* Given data *
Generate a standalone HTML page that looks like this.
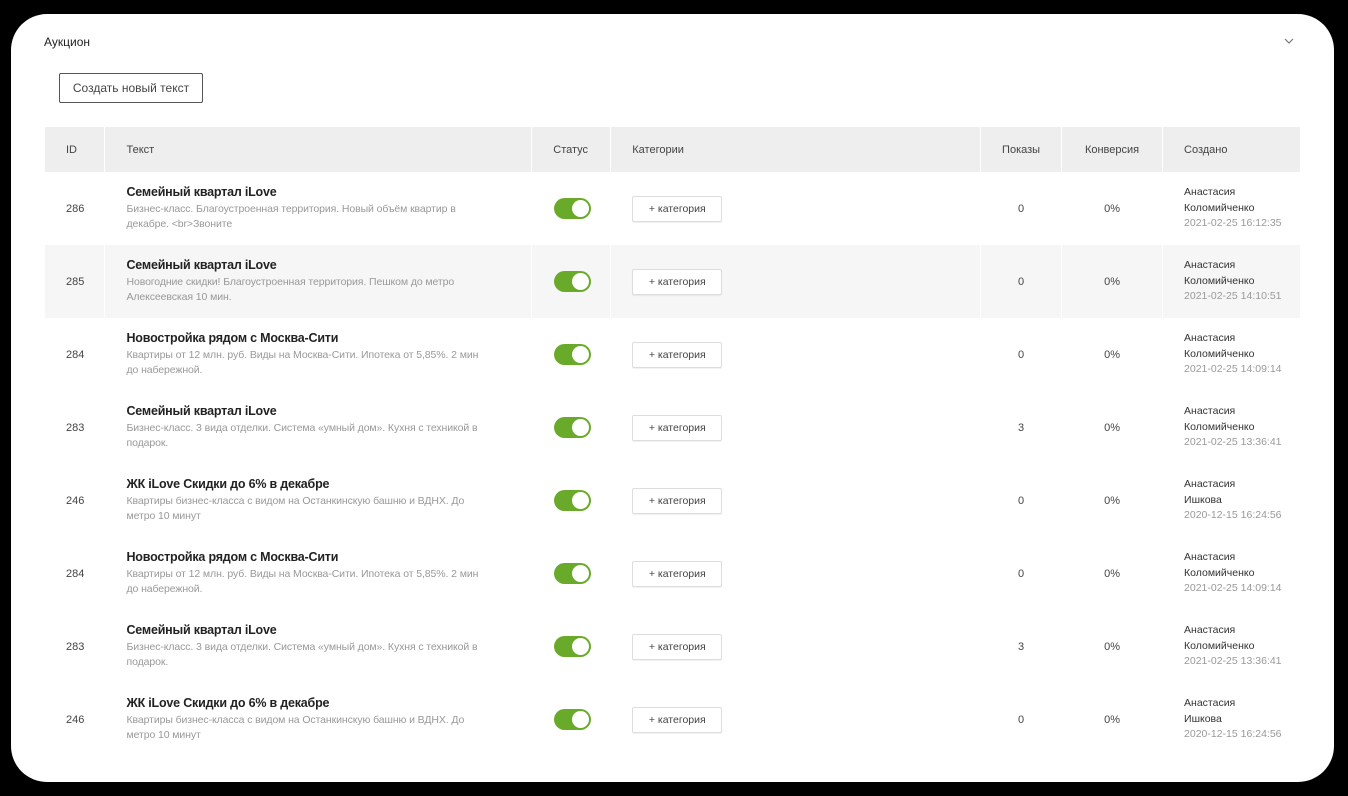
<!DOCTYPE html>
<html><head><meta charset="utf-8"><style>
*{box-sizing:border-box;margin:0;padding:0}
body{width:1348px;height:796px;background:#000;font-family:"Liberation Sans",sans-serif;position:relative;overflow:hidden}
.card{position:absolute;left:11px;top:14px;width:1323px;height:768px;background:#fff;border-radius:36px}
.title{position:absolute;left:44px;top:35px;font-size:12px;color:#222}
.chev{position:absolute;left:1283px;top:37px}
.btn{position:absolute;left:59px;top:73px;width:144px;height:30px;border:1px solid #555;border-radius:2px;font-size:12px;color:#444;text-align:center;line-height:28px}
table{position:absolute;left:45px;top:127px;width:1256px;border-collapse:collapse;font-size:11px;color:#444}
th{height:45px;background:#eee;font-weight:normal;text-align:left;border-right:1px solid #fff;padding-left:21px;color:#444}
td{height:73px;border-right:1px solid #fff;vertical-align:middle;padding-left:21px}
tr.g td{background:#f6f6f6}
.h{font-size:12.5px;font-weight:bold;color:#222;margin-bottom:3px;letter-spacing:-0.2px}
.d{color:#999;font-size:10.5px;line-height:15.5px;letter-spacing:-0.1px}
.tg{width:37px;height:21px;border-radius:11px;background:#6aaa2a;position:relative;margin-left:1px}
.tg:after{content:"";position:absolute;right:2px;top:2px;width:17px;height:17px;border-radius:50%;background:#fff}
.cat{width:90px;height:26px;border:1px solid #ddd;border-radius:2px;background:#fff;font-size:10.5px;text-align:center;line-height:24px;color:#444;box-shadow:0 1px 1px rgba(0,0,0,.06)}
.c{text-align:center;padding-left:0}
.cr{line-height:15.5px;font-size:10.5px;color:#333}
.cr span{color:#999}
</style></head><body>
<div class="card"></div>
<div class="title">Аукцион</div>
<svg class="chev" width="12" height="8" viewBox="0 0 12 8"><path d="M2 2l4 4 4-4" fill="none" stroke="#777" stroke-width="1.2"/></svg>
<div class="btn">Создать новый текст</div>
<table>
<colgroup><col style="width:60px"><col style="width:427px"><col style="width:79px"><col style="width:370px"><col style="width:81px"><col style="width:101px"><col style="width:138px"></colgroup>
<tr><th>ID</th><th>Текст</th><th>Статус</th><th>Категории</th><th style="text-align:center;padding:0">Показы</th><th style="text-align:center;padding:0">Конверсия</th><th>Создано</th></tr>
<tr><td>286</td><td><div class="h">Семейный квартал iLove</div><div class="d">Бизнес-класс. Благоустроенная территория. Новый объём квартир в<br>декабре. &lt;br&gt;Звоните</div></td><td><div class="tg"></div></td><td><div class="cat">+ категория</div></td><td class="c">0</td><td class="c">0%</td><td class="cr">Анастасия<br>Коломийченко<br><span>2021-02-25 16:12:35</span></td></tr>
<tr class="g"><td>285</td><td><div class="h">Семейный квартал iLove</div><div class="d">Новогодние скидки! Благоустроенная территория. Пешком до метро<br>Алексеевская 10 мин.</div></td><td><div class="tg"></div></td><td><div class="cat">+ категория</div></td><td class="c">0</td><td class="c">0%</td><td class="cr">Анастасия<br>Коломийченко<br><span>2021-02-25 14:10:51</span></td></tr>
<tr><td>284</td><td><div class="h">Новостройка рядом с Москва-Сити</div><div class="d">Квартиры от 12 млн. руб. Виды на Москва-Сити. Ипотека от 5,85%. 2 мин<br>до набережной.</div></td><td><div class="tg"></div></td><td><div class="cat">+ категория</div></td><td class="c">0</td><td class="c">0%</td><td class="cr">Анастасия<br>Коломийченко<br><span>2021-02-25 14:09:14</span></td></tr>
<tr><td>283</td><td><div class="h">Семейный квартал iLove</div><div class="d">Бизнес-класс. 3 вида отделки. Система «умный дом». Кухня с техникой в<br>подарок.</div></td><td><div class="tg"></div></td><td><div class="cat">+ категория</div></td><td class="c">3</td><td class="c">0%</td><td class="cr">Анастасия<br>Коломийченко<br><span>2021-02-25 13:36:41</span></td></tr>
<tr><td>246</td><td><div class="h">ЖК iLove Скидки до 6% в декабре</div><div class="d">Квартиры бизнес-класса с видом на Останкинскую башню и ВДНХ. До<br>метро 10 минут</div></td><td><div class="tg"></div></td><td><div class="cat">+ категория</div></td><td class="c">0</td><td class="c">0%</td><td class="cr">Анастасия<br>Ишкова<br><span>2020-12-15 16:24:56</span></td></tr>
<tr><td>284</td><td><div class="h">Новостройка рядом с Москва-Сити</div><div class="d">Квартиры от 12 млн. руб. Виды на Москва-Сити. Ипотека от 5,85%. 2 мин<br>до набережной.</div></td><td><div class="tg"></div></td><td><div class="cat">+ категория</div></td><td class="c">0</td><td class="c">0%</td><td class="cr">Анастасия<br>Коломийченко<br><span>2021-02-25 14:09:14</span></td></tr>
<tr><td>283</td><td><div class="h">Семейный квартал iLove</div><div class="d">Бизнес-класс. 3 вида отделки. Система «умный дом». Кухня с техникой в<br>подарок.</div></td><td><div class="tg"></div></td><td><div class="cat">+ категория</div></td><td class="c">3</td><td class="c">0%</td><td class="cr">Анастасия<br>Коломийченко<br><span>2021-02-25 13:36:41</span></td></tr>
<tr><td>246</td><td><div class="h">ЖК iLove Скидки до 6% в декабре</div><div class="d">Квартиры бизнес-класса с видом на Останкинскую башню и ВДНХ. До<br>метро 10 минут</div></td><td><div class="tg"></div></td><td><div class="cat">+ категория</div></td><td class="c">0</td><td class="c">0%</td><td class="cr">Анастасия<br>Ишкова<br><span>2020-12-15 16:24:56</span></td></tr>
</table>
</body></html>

* What is being asked *
All the lines above are to be reproduced exactly, except the pictures.

* Exercise solution *
Generate a standalone HTML page that looks like this.
<!DOCTYPE html>
<html><head><meta charset="utf-8"><style>
*{box-sizing:border-box;margin:0;padding:0}
body{width:1348px;height:796px;background:#000;font-family:"Liberation Sans",sans-serif;position:relative;overflow:hidden}
.card{position:absolute;left:11px;top:14px;width:1323px;height:768px;background:#fff;border-radius:36px}
.title{position:absolute;left:44px;top:35px;font-size:12px;color:#222}
.chev{position:absolute;left:1283px;top:37px}
.btn{position:absolute;left:59px;top:73px;width:144px;height:30px;border:1px solid #555;border-radius:2px;font-size:12px;color:#444;text-align:center;line-height:28px}
table{position:absolute;left:45px;top:127px;width:1256px;border-collapse:collapse;font-size:11px;color:#444}
th{height:45px;background:#eee;font-weight:normal;text-align:left;border-right:1px solid #fff;padding-left:21px;color:#444}
td{height:73px;border-right:1px solid #fff;vertical-align:middle;padding-left:21px}
tr.g td{background:#f6f6f6}
.h{font-size:12.5px;font-weight:bold;color:#222;margin-bottom:3px;letter-spacing:-0.2px}
.d{color:#999;font-size:10.5px;line-height:15.5px;letter-spacing:-0.1px}
.tg{width:37px;height:21px;border-radius:11px;background:#6aaa2a;position:relative;margin-left:1px}
.tg:after{content:"";position:absolute;right:2px;top:2px;width:17px;height:17px;border-radius:50%;background:#fff}
.cat{width:90px;height:26px;border:1px solid #ddd;border-radius:2px;background:#fff;font-size:10.5px;text-align:center;line-height:24px;color:#444;box-shadow:0 1px 1px rgba(0,0,0,.06)}
.c{text-align:center;padding-left:0}
.cr{line-height:15.5px;font-size:10.5px;color:#333}
.cr span{color:#999}
</style></head><body>
<div class="card"></div>
<div class="title">Аукцион</div>
<svg class="chev" width="12" height="8" viewBox="0 0 12 8"><path d="M2 2l4 4 4-4" fill="none" stroke="#777" stroke-width="1.2"/></svg>
<div class="btn">Создать новый текст</div>
<table>
<colgroup><col style="width:60px"><col style="width:427px"><col style="width:79px"><col style="width:370px"><col style="width:81px"><col style="width:101px"><col style="width:138px"></colgroup>
<tr><th>ID</th><th>Текст</th><th>Статус</th><th>Категории</th><th style="text-align:center;padding:0">Показы</th><th style="text-align:center;padding:0">Конверсия</th><th>Создано</th></tr>
<tr><td>286</td><td><div class="h">Семейный квартал iLove</div><div class="d">Бизнес-класс. Благоустроенная территория. Новый объём квартир в<br>декабре. &lt;br&gt;Звоните</div></td><td><div class="tg"></div></td><td><div class="cat">+ категория</div></td><td class="c">0</td><td class="c">0%</td><td class="cr">Анастасия<br>Коломийченко<br><span>2021-02-25 16:12:35</span></td></tr>
<tr class="g"><td>285</td><td><div class="h">Семейный квартал iLove</div><div class="d">Новогодние скидки! Благоустроенная территория. Пешком до метро<br>Алексеевская 10 мин.</div></td><td><div class="tg"></div></td><td><div class="cat">+ категория</div></td><td class="c">0</td><td class="c">0%</td><td class="cr">Анастасия<br>Коломийченко<br><span>2021-02-25 14:10:51</span></td></tr>
<tr><td>284</td><td><div class="h">Новостройка рядом с Москва-Сити</div><div class="d">Квартиры от 12 млн. руб. Виды на Москва-Сити. Ипотека от 5,85%. 2 мин<br>до набережной.</div></td><td><div class="tg"></div></td><td><div class="cat">+ категория</div></td><td class="c">0</td><td class="c">0%</td><td class="cr">Анастасия<br>Коломийченко<br><span>2021-02-25 14:09:14</span></td></tr>
<tr><td>283</td><td><div class="h">Семейный квартал iLove</div><div class="d">Бизнес-класс. 3 вида отделки. Система «умный дом». Кухня с техникой в<br>подарок.</div></td><td><div class="tg"></div></td><td><div class="cat">+ категория</div></td><td class="c">3</td><td class="c">0%</td><td class="cr">Анастасия<br>Коломийченко<br><span>2021-02-25 13:36:41</span></td></tr>
<tr><td>246</td><td><div class="h">ЖК iLove Скидки до 6% в декабре</div><div class="d">Квартиры бизнес-класса с видом на Останкинскую башню и ВДНХ. До<br>метро 10 минут</div></td><td><div class="tg"></div></td><td><div class="cat">+ категория</div></td><td class="c">0</td><td class="c">0%</td><td class="cr">Анастасия<br>Ишкова<br><span>2020-12-15 16:24:56</span></td></tr>
<tr><td>284</td><td><div class="h">Новостройка рядом с Москва-Сити</div><div class="d">Квартиры от 12 млн. руб. Виды на Москва-Сити. Ипотека от 5,85%. 2 мин<br>до набережной.</div></td><td><div class="tg"></div></td><td><div class="cat">+ категория</div></td><td class="c">0</td><td class="c">0%</td><td class="cr">Анастасия<br>Коломийченко<br><span>2021-02-25 14:09:14</span></td></tr>
<tr><td>283</td><td><div class="h">Семейный квартал iLove</div><div class="d">Бизнес-класс. 3 вида отделки. Система «умный дом». Кухня с техникой в<br>подарок.</div></td><td><div class="tg"></div></td><td><div class="cat">+ категория</div></td><td class="c">3</td><td class="c">0%</td><td class="cr">Анастасия<br>Коломийченко<br><span>2021-02-25 13:36:41</span></td></tr>
<tr><td>246</td><td><div class="h">ЖК iLove Скидки до 6% в декабре</div><div class="d">Квартиры бизнес-класса с видом на Останкинскую башню и ВДНХ. До<br>метро 10 минут</div></td><td><div class="tg"></div></td><td><div class="cat">+ категория</div></td><td class="c">0</td><td class="c">0%</td><td class="cr">Анастасия<br>Ишкова<br><span>2020-12-15 16:24:56</span></td></tr>
</table>
</body></html>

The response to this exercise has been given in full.